Und das wurde er: Fast 300 seiner Fotos zeigt die Bayerische Versicherungskammer, jedes einzelne ein exzellentes Bild, darunter Dutzende Meisterwerke. Die Tür aus der frühen Serie "Somnambulist – Schlafwandler": Man sieht gerade noch die Hand des Mannes, der die Tür geöffnet hat und nun in dem Raum dahinter stehen muss, mitten im Licht, das von dort in den Flur fällt und einen fast schon surreal scharfen Schatten der Männerhand an die Wand wirft. "Secret of Light" heißt die Ausstellung, denn Ralph Gibsons Bilder erzählen vom Licht.

"Licht ist nicht absolut, es kommt darauf an, was man damit macht.
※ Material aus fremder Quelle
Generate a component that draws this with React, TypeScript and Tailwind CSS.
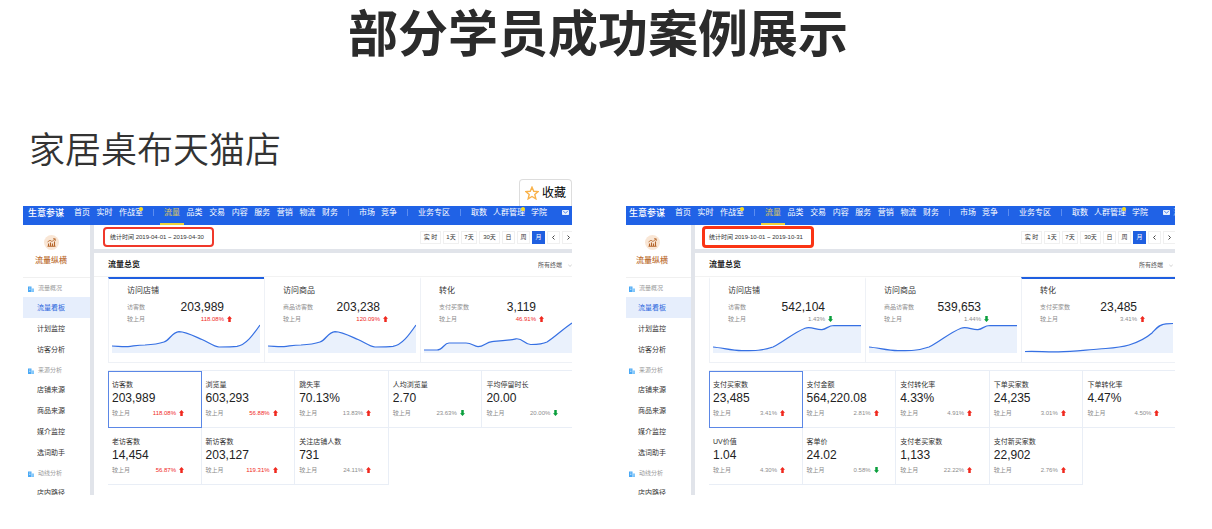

Ich liebe starke Kontraste, etwa, wie das Licht eine scharfe Kante definiert oder wie es als Schatten ganz neue Formen kreiert." Von allen Fotografen seiner Generation hat Ralph Gibson wohl das breiteste Motiv-Spektrum, er fotografiert alles: Frauenkörper und Wolken, Wassergläser und Hauswände. Ein Auto in der Landschaft in der Mittagssonne: Der Schatten fällt genau unter den Wagen, als würde er auf einem Podest stehen. Der Hals eines schwarz-weiß gescheckten Pferdes bzw. jener Streifen, auf dem ein Farbwechsel passiert und dunkle Haare auf den hellen liegen.
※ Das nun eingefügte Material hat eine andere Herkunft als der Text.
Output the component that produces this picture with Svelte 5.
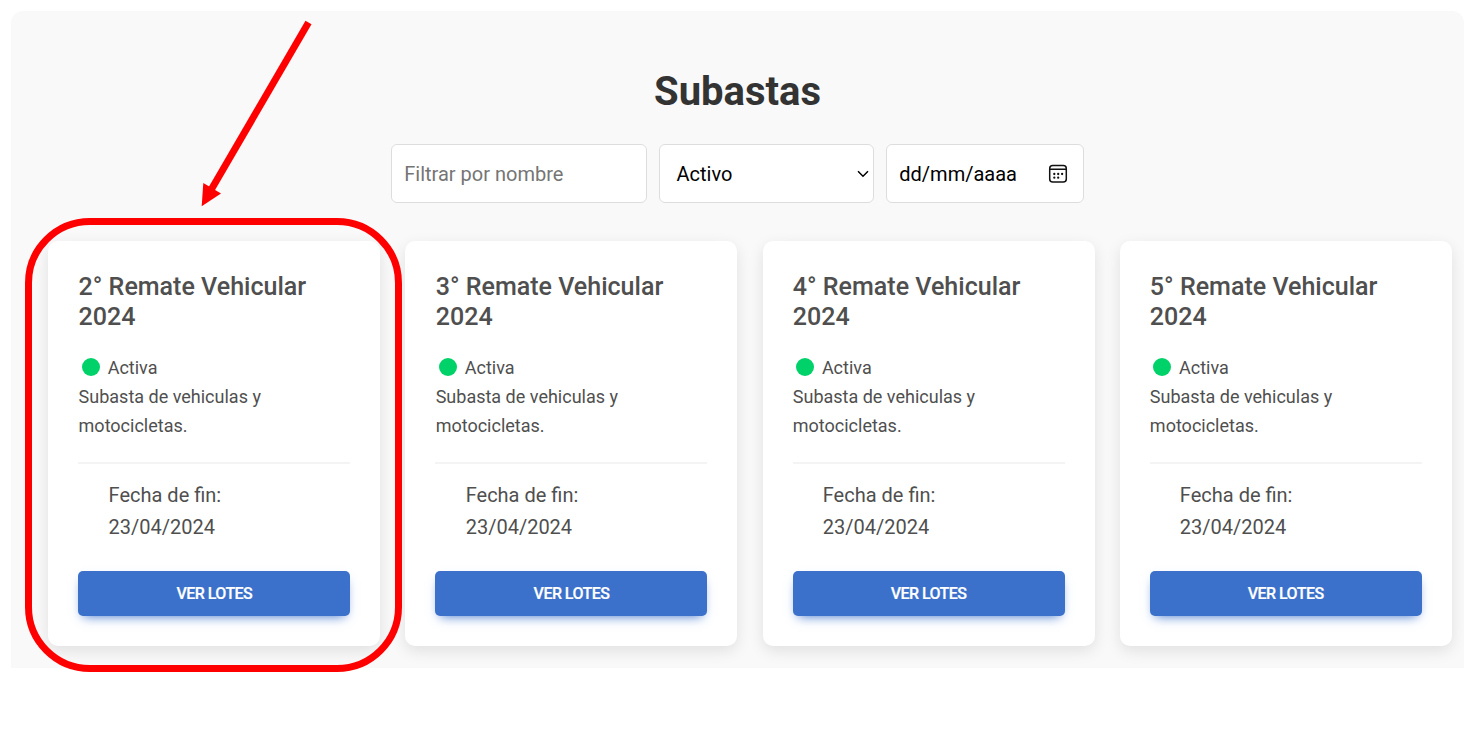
<script>
  const auctions = [2, 3, 4, 5].map((n) => ({
    title: `${n}° Remate Vehicular 2024`,
    status: 'Activa',
    description: 'Subasta de vehiculas y motocicletas.',
    end: '23/04/2024'
  }));
</script>

<div class="page">
  <main class="panel">
    <h1>Subastas</h1>
    <div class="filters">
      <div class="field name">Filtrar por nombre</div>
      <div class="field state">
        <span>Activo</span>
        <svg width="12" height="8" viewBox="0 0 12 8"><path d="M1 1.2 6 6.2 11 1.2" fill="none" stroke="#000" stroke-width="1.5" /></svg>
      </div>
      <div class="field date">
        <span>dd/mm/aaaa</span>
        <svg width="20" height="20" viewBox="0 0 20 20">
          <rect x="1.7" y="1.5" width="16.6" height="16.6" rx="3" fill="none" stroke="#111" stroke-width="1.5" />
          <path d="M2 5.3H18.2" stroke="#111" stroke-width="1.4" />
          <g fill="#111">
            <circle cx="6.3" cy="10" r="1.15" /><circle cx="10.2" cy="10" r="1.15" /><circle cx="14.1" cy="10" r="1.15" />
            <circle cx="6.3" cy="13.7" r="1.15" /><circle cx="10.2" cy="13.7" r="1.15" />
          </g>
        </svg>
      </div>
    </div>
    <div class="cards">
      {#each auctions as a}
        <article>
          <h2>{a.title}</h2>
          <div class="status"><i></i>{a.status}</div>
          <p>{a.description}</p>
          <div class="end">
            <div>Fecha de fin:</div>
            <div>{a.end}</div>
          </div>
          <button>VER LOTES</button>
        </article>
      {/each}
    </div>
  </main>
  <svg class="marks" width="420" height="690" viewBox="0 0 420 690">
    <rect x="28.5" y="221.5" width="370" height="447" rx="61.5" fill="none" stroke="#f00" stroke-width="7" />
    <path d="M308.5 22.5 211 190" stroke="#f00" stroke-width="7" />
    <path d="M201.7 206.3 203.3 183 221 193.5Z" fill="#f00" />
  </svg>
</div>

<style>
  :global(body) { margin: 0; background: #fff; }
  .page {
    position: relative;
    box-sizing: border-box;
    width: 1464px;
    height: 739px;
    padding: 11px 0 0 11px;
    overflow: hidden;
    font-family: Roboto, sans-serif;
    color: #4f4f4f;
  }
  .panel {
    box-sizing: border-box;
    height: 657px;
    padding: 57px 12px 0 37.4px;
    overflow: hidden;
    background: #f9f9f9;
    border-radius: 12px 12px 0 0;
  }
  h1 {
    margin: 0 25.3px 28px 0;
    font-size: 40px;
    line-height: 48px;
    font-weight: 700;
    text-align: center;
    color: #333;
  }
  .filters {
    display: flex;
    gap: 12px;
    margin-left: 342.6px;
  }
  .field {
    box-sizing: border-box;
    display: flex;
    align-items: center;
    justify-content: space-between;
    height: 59px;
    border: 1px solid #ddd;
    border-radius: 6px;
    background: #fff;
    color: #000;
    font-size: 20px;
  }
  .name { width: 256px; padding-left: 12.3px; color: #757575; }
  .state { width: 215px; padding: 0 4px 0 16.5px; }
  .date { width: 198px; padding: 0 15px 0 12.3px; }
  .cards {
    display: grid;
    grid-template-columns: repeat(4, 332px);
    gap: 25.1px;
    margin-top: 37.5px;
  }
  article {
    box-sizing: border-box;
    height: 405.5px;
    padding: 31px 30px 0;
    border-radius: 10px;
    background: #fff;
    box-shadow: 0 5px 15px rgba(0, 0, 0, 0.1);
  }
  h2 {
    margin: 0 0 21px;
    padding-left: 0.2px;
    font-size: 25.05px;
    line-height: 30px;
    font-weight: 500;
  }
  .status {
    display: flex;
    align-items: center;
    font-size: 18px;
    line-height: 29px;
  }
  i {
    width: 18px;
    height: 18px;
    margin: 0 8px 0 3.3px;
    border-radius: 50%;
    background: #00d26a;
  }
  p { margin: 0; padding-left: 0.2px; font-size: 18px; line-height: 29px; }
  .end {
    margin-top: 22.4px;
    padding: 15px 30.2px 0;
    border-top: 2px solid #f4f4f4;
    font-size: 20px;
    line-height: 32px;
  }
  button {
    display: block;
    width: 100%;
    height: 45px;
    margin-top: 27.8px;
    padding: 1px 0 0;
    border: 0;
    border-radius: 5px;
    background: #3b71ca;
    color: #fff;
    font: 500 16px/44px Roboto, sans-serif;
    letter-spacing: -0.55px;
    -webkit-text-stroke: 0.2px #fff;
    box-shadow: 0 5px 11px -5px #3b71ca;
  }
  .marks { position: absolute; left: 0; top: 0; }
</style>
Um was geht es beim Fotografieren?

Gibson ist ein Formalist: Perspektive, Fokus, Tonalität, Brennpunkt und Helligkeiten sind penibel gewählt, und doch geht es nicht darum, wie etwas fotografiert wird, sondern was. Paare beim Tanzen: Schultern, Nacken, Haaransätze und Ohren, man sieht nur ein einziges Gesicht im Profil, aber die Hände von vier Personen, wie sie auf den Körpern ihrer Partner liegen. Eine gewöhnliche Tanzstunde wird zum Inbegriff von Körperlichkeit, Berührung, Intimität, zur Idee, was Tanz eigentlich ist. Gibson fotografiert keine Ereignisse, ihm geht es um den Vorgang der Wahrnehmung: "Ursprünglich ging es beim Fotografieren um Ereignisse: Jemand schlägt einen Baseball oder springt über eine Pfütze. Für mich ist das eigentliche Ereignis, dass ich hier sitze und auf die Kante dieser Bank schaue und denke, da könnte ich ein Foto von machen."

Die Kunst der Wahrnehmung

Ralph Gibson ist ein Denker, ein Bild-Philosoph, der sich immer wieder neue Sphären des Sehens erschließt. Viele Jahre hat er in Schwarzweiß fotografiert, später auch in Farbe und digital. Er hat alles ausprobiert, hat sich nie wiederholt: "Als ich 1970 solchen Erfolg hatte mit der Reihe Somnambulist, habe ich mir gesagt, ich werde sicher nicht Der Sohn des Schlafwandlers oder Schlafwandler 2 machen. Ich wollte versuchen, weiterzuwachsen. Das ist der Unterschied zwischen der Arbeit als Künstler und als Versicherungskaufmann: Am Ende deines Lebens bist du ein anderer als am Anfang."

Man kann Gibsons Fotos eine Ewigkeit anschauen. Es sind Bilder, die sich nie auserzählen, in denen man auch nach Jahren noch neue Bezüge, Schichten, Ideen entdeckt, Fotos, die nachklingen.